Technical screen breakdown. The interviewer was solid. We went through: Explain gradient boosting vs random forest. When would you pick one over the other for a fraud detection use case. You're working with heavily imbalanced classes (fraud is 0.3% of transactions). Walk me through how you'd handle that. SQL: write a query to pull a training dataset from a transaction table with specific conditions. Real SQL, not toy SQL. System design question: you have a batch fraud scoring job that's taking 6 hours and the business needs near-realtime scores. How do you approach this.

No leetcode. No algorithmic coding puzzles. If that's what you've been grinding, recalibrate.
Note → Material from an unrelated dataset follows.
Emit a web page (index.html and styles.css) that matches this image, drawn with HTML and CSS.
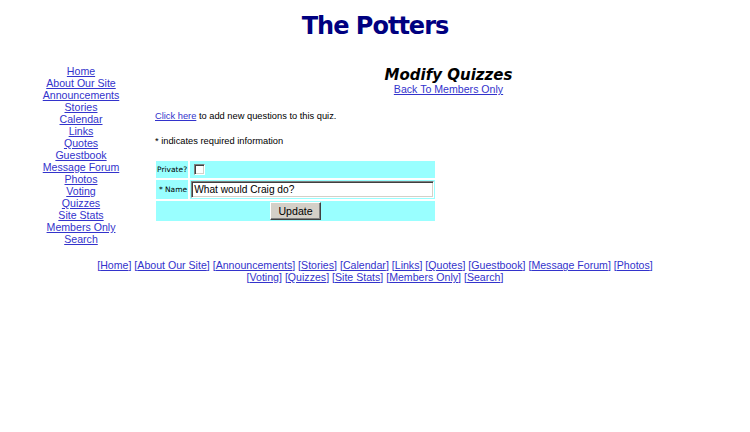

They want applied ML thinking, not Big-N DSA prep.

The case study was the hardest part. They gave me a fictional client scenario: retail bank wants to build a document classification system to automate loan processing. I had to walk through problem framing, data requirements, model selection rationale, how I'd evaluate it, and how I'd explain the tradeoffs to a non-technical client stakeholder.

That last part matters at EY. If you can't explain precision vs recall tradeoffs to a VP who doesn't know what a confusion matrix is, you'll struggle in a consulting environment.

What they're not testing: deep research-level stuff. Transformers, custom architectures, RLHF. They care more about 'can you ship a reliable model into production for a client' than 'do you know the SOTA on paper.'

4 replies

ds_dmitri

The class imbalance question is a good one to prep. My go-to answer structure: oversampling/undersampling, class weights in the loss, threshold calibration at inference time, and then making sure you're not using accuracy as your metric. Did they push back on any of those or were they looking for a specific approach?

sec_sasha

Curious about the near-realtime fraud scoring question. Did they expect you to have a strong opinion on streaming vs micro-batch or were they okay with you framing the tradeoffs and asking clarifying questions about latency requirements?

ml_mike

They wanted me to ask clarifying questions first, which I did. 'What does near-realtime mean here, under a second or under 5 minutes' is a real question because the answer changes the architecture completely. After I got 'under 2 seconds per transaction' I walked through serving a pre-trained model via a lightweight API vs a streaming pipeline. They seemed to value the question more than any specific architecture I landed on.

pivot_pat

I'll push back slightly on the 'no leetcode' framing. The SQL question you described is legitimately hard if you're not practiced at it. Complex joins, window functions, subquery vs CTE tradeoffs: that's its own skill that you have to practice. Calling it 'not leetcode' can give people false confidence.